DIY network makes flipping houses look like a piece of cake and that every one of them turns into a happy ending. What they don’t show you is several months, a year down the road about how the home is withstanding the daily wear and tear.

A good amount of the time property flippers try to minimize the time spent on homes so they can move on to the next one, and this often leads to cheap repairs. It’s totally common for them to find unexpected problems with one home that will put them over budget, and make their renovation subpar.

If you are buying a flipped home, or one that the seller purchased less than a year ago, taking into consideration these tips so you don’t find yourself in between a rock and a hard place.

Attention to detail

Don’t get enthralled in the new appliances, marble baths, and other bells and whistles. Look at the details closely to see what kind of work was actually completed. You will see shortly if it is quality or not. These little things will show you:

  • Light switch plates that aren’t flush with the walls.
  • Crown molding that isn’t perfectly matched at the corners.
  • Gaps between the countertops and walls.
  • Gaps in bathroom tile.
  • Doors and cabinets that don’t close completely.

These cosmetic faults are a strong indicator if there are larger issues that lay underneath. If the renovator was careless enough to not do the small things right, chances are they did the same work with the larger projects that would cost major bucks to repair.

Get an inspection

Because most buyers assume their new home is exactly that, new, they forego on an inspection and assume everything is up to code. Inspectors check the contractors work and find the little issues buyers most likely miss. They’ll let you know if the contractor went the extra mile, or cut corners to save time and money on his renovations.

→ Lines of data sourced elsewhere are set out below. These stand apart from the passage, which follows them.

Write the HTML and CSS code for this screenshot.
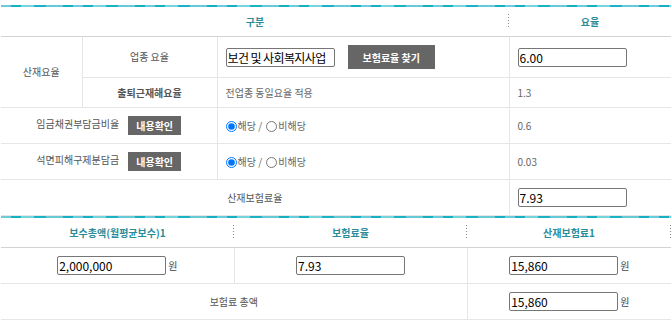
FILE: index.html
```html
<!DOCTYPE html>
<html>
<head>
	<meta charset="UTF-8">
	<title>산재보험료 계산</title>
	<link rel="stylesheet" href="styles.css">
</head>
<body>
	<div class="calc">
		<div class="bar"></div>
		<table class="rate_table">
			<colgroup>
				<col class="c1"><col class="c2"><col class="c3"><col>
			</colgroup>
			<tr class="head">
				<th colspan="3" class="dotted">구분</th>
				<th>요율</th>
			</tr>
			<tr class="tall">
				<td rowspan="2" class="label line_r">산재요율</td>
				<td class="label line_r">업종 요율</td>
				<td class="left line_r">
					<input type="text" class="box kind" value="보건 및 사회복지사업">
					<button type="button" class="btn_find">보험료율 찾기</button>
				</td>
				<td class="left"><input type="text" class="box" value="6.00"></td>
			</tr>
			<tr class="short">
				<td class="label strong line_r">출퇴근재해요율</td>
				<td class="left note line_r">전업종 동일요율 적용</td>
				<td class="left note">1.3</td>
			</tr>
			<tr>
				<td colspan="2" class="label line_r">임금채권부담금비율<button type="button" class="btn_view">내용확인</button></td>
				<td class="left note line_r">
					<label><input type="radio" name="r1" checked>해당</label> / <label><input type="radio" name="r1" class="no">비해당</label>
				</td>
				<td class="left note">0.6</td>
			</tr>
			<tr>
				<td colspan="2" class="label line_r">석면피해구제분담금<button type="button" class="btn_view">내용확인</button></td>
				<td class="left note line_r">
					<label><input type="radio" name="r2" checked>해당</label> / <label><input type="radio" name="r2" class="no">비해당</label>
				</td>
				<td class="left note">0.03</td>
			</tr>
			<tr>
				<td colspan="3" class="label line_r">산재보험료율</td>
				<td class="left"><input type="text" class="box" value="7.93"></td>
			</tr>
		</table>

		<div class="bar"></div>
		<table class="fee_table">
			<colgroup>
				<col class="f1"><col class="f2"><col>
			</colgroup>
			<tr class="head">
				<th class="dotted">보수총액(월평균보수)1</th>
				<th class="dotted">보험료율</th>
				<th class="dotted">산재보험료1</th>
			</tr>
			<tr>
				<td class="line_r"><input type="text" class="box" value="2,000,000"><span class="won">원</span></td>
				<td class="line_r"><input type="text" class="box" value="7.93"></td>
				<td><input type="text" class="box" value="15,860"><span class="won">원</span></td>
			</tr>
			<tr>
				<td colspan="2" class="label line_r">보험료 총액</td>
				<td><input type="text" class="box" value="15,860"><span class="won">원</span></td>
			</tr>
		</table>
	</div>
</body>
</html>
```

FILE: styles.css
```css
body {
	margin:0;
	background:#fff;
	font-family:"Noto Sans CJK KR", "Noto Sans", sans-serif;
	font-size:10px;
	color:#555;
}
.calc {
	padding:5px 1px 0 1px;
}
.bar {
	height:2px;
	background:repeating-linear-gradient(to right, #6accd8 0, #6accd8 10px, #16b0c4 10px, #16b0c4 20px, #7ad2dc 20px, #7ad2dc 33px, #1ab2c5 33px, #1ab2c5 45px, #66cad6 45px, #66cad6 62px, #14afc3 62px, #14afc3 72px);
}
table {
	width:100%;
	border-collapse:collapse;
	table-layout:fixed;
}
.c1 { width:81px; }
.c2 { width:135px; }
.c3 { width:292px; }
.f1 { width:233px; }
.f2 { width:233px; }
th {
	height:29px;
	padding:0;
	font-weight:bold;
	color:#2b8c99;
	text-align:center;
	border-bottom:1px solid #d3d3d3;
}
th.dotted {
	background-image:repeating-linear-gradient(to bottom, #888 0, #888 1px, transparent 1px, transparent 3px);
	background-size:1px 15px;
	background-position:right center;
	background-repeat:no-repeat;
}
td {
	padding:0;
	height:35px;
	border-bottom:1px solid #e6e6e6;
	text-align:center;
	line-height:14px;
}
tr.tall td {
	height:40px;
}
tr.short td {
	height:29px;
}
.line_r {
	border-right:1px solid #e6e6e6;
}
.label {
	color:#555;
}
.strong {
	font-weight:bold;
	color:#555;
}
.left {
	text-align:left;
	padding-left:8px;
}
.note {
	color:#666;
}
.box {
	box-sizing:border-box;
	width:109px;
	height:19px;
	padding:0 1px;
	border:1px solid #767676;
	border-radius:2px;
	font-family:"Noto Sans CJK KR", "Noto Sans", sans-serif;
	font-size:12px;
	color:#000;
	vertical-align:middle;
}
.kind {
	letter-spacing:-0.6px;
}
.btn_find {
	margin-left:11px;
	width:87px;
	height:24px;
	border:0;
	background:#666;
	color:#fff;
	font-family:"Noto Sans CJK KR", "Noto Sans", sans-serif;
	font-size:10px;
	font-weight:bold;
	vertical-align:middle;
}
.btn_view {
	margin-left:9px;
	width:53px;
	height:19px;
	padding:0;
	border:0;
	background:#666;
	color:#fff;
	font-family:"Noto Sans CJK KR", "Noto Sans", sans-serif;
	font-size:10px;
	font-weight:bold;
	vertical-align:middle;
}
input[type="radio"] {
	width:11px;
	height:11px;
	margin:0 1px 0 0;
	vertical-align:-2px;
}
input[type="radio"].no {
	margin-left:2px;
}
.won {
	margin-left:2px;
	font-size:10px;
	color:#444;
	vertical-align:middle;
}
```
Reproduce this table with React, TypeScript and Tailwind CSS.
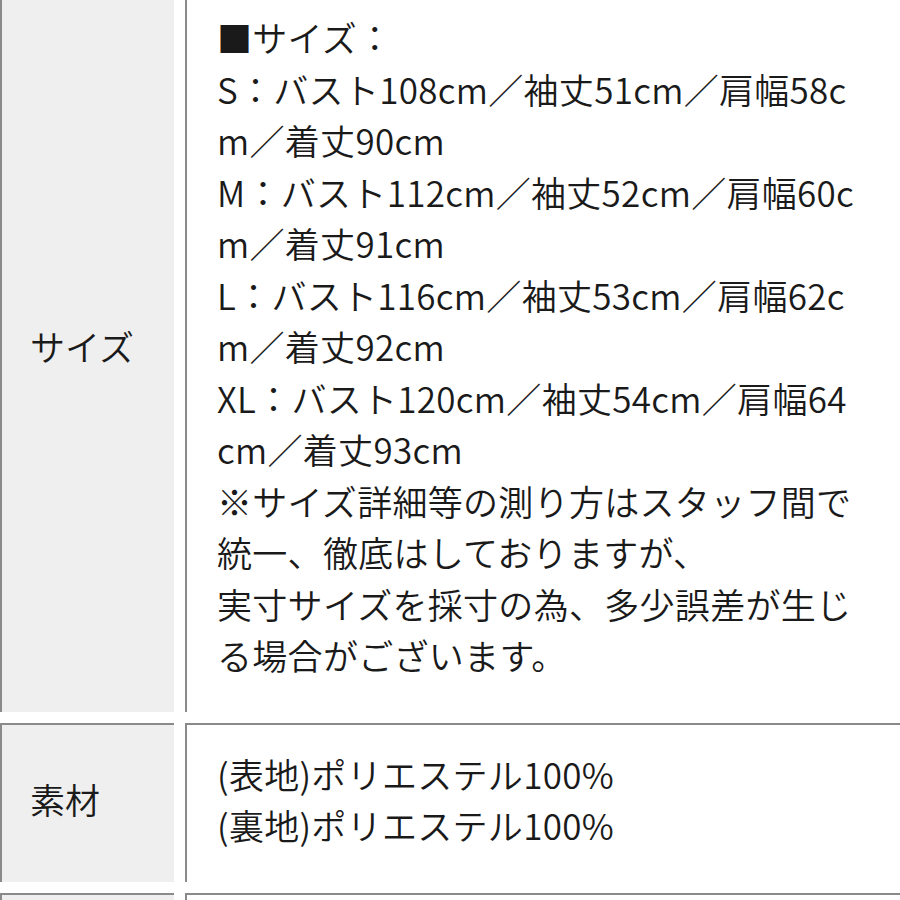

Yes the city/town must sign off on renovations, but they only do this for health and safety reasons. To pay the inspector to check your home for any problems is always worth it.

Double due diligence

Now more so than ever, is it important to become very familiar with disclosures. Did the contractor receive permits for the work, and if so were they all signed off on?

Ask for copies of all the work approvals and permits, and if the seller doesn’t give them to you, look them up online at the local building department. These are public record once they become signed off on.

Never close on a home without making sure all the necessary permits were cleared. As the new owner, you could be liable for illegal or bad work.

Learn everything about the flipper

Did the owner flip them house themselves, or hire out the jobs? How is their reputation? Your real estate agent will probably have the answer to your questions.

Good investors have been doing what they do a long time and their reputation reflects it. A quality flipper shouldn’t have anything to hide, and should be open and free with disclosures and happily provide you with the documents. Good home flippers also want happy customers too, and aren’t trying to receive any calls a year or so later with liability issues about their work.

When buying a flipped home, it never hurts to double check their work to make sure you aren’t buying a lousy house. Less-than-quality work could end up costing you major dollars down the road if it wasn’t done right the first time.